Further, I do not read Wong Sun as holding that the circumstances surrounding the government's illegal acts are irrelevant whenever consent has been given freely. Wong Sun refused to permit defendant Toy's statements into evidence, although allegedly voluntarily given, because of the particular circumstance of that case. The officers had broken down his door, followed him into a bedroom, handcuffed, and arrested him; his consent in those circumstances did not purge the taint of the initial unlawful invasion. Id. at 486, 83 S.Ct. at 416. On the other hand, defendant Wong Sun's statement was admissible because he gave it several days after his release on his own recognizance and after he had voluntarily returned to the police. In such circumstances the Court found that the taint had been dissipated.
Brown v. Illinois, 422 U.S. 590, 95 S.Ct. 2254, 45 L.Ed.2d 416 (1975), which also involved the admissibility of a confession following an illegal arrest, clarified the holding of Wong Sun. In Brown a confession had been obtained after a Miranda warning; the Court held it was not automatically admissible even if it was voluntary. Rather, it stated that a court must view the illegal arrest under the Fourth Amendment and determine whether the confession was obtained by exploitation of the illegal arrest. In making that determination the "temporal proximity of the arrest and the confession, the presence of intervening circumstances, . . . and, particularly, the purpose and flagrancy of the official misconduct are all relevant." Id. at 603-04, 95 S.Ct. at 2261-62 (footnotes and citations omitted). Courts since Brown have applied this analysis to consents to search following illegal detention. See United States v. Wellins, 654 F.2d 550, 552-53 (9th Cir. 1981); United States v. Taheri, 648 F.2d 598, 601 (9th Cir. 1981); United States v. Sanchez-Jaramillo, 637 F.2d 1094, 1099-1100 (7th Cir.), cert. denied, 449 U.S. 862, 101 S.Ct. 166, 66 L.Ed.2d 79 (1980); United States v. Perez-Esparza, 609 F.2d 1284, 1289 (9th Cir. 1979); United States v. Jones, 608 F.2d 386, 391-92 (9th Cir. 1979); United States v. Wilson, 569 F.2d 392, 396 (5th Cir. 1978).
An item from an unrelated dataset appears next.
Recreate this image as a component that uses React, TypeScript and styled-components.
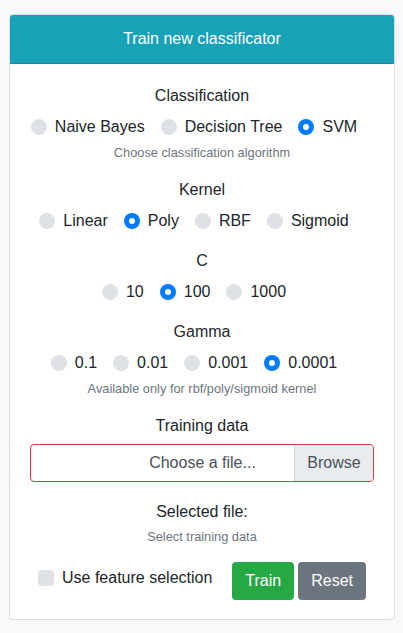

By analyzing the instant case solely in terms of whether the consent was voluntary, the majority places insufficient weight on the Brown factors. For example, the majority in effect states that because defendant Carson was unaware of the previous search, it could not affect the validity of the consent. At 1155 (citing Moran v. Burbine, ___ U.S. ___, ___, 106 S.Ct. 1135, 1141-42, 89 L.Ed.2d 410 (1986)). Thus, under the majority's analysis, the flagrancy of the prior police misconduct is irrelevant unless the defendant is aware of the previous search, in direct contrast to what Brown and the circuit cases that have interpreted Brown say. The majority opinion in the instant case appears to adopt a per se attenuation rule: If the consent was freely given, whatever, illegalities have gone before are irrelevant. I do not think we can say that in view of Wong Sun and Brown. Instead we must consider the time span between the two searches, the purpose and flagrancy of the initial police misconduct, and whatever other factors seem relevant in the circumstances of the case before we decide whether exclusion is necessary to deter unconstitutional police conduct and to preserve judicial integrity.
If the initial illegal search in the instant case had been particularly egregious, or if the police had engaged in coercive conduct, I would read Brown to require exclusion despite Carson's voluntary consent to the second search. See Perez-Esparza, 609 F.2d at 1289. But I would permit the admission of the evidence here. Although an officer first obtained knowledge of the doves by lifting a vest covering a five-gallon pail illegally, this was not an illegal search as flagrant as, for example, breaking into a home or unlawfully tapping a telephone, thus not implicating the deterrence consideration of the exclusionary rule. Cf. United States v. Leon, 468 U.S. 897, ___, 104 S.Ct. 3405, 3412-15, 82 L.Ed.2d 677 (1984) (exclusionary rule should only be applied when "its remedial objectives are thought most efficaciously served"). Further, there was no hint of coercion. I believe Carson had been an employee of the Fish and Game Commission and apparently knew the officers. The consent to search was freely given. Carson must have known the doves would be found; apparently he was confident that his possession was legal, or that the officers would be unable to prove that the doves were shot that day. In these circumstances I do not believe the second search arose through "exploitation" of the first search within the meaning of Wong Sun and Brown, despite the short time span between the illegal search and Carson's consent. See United States v. Wellins, 654 F.2d at 555 ("lack of a significant intervening period of time does not, in itself, require that the evidence be suppressed for want of sufficient attenuation.").
Accordingly, I agree that the evidence discovered in the consensual search need not be suppressed.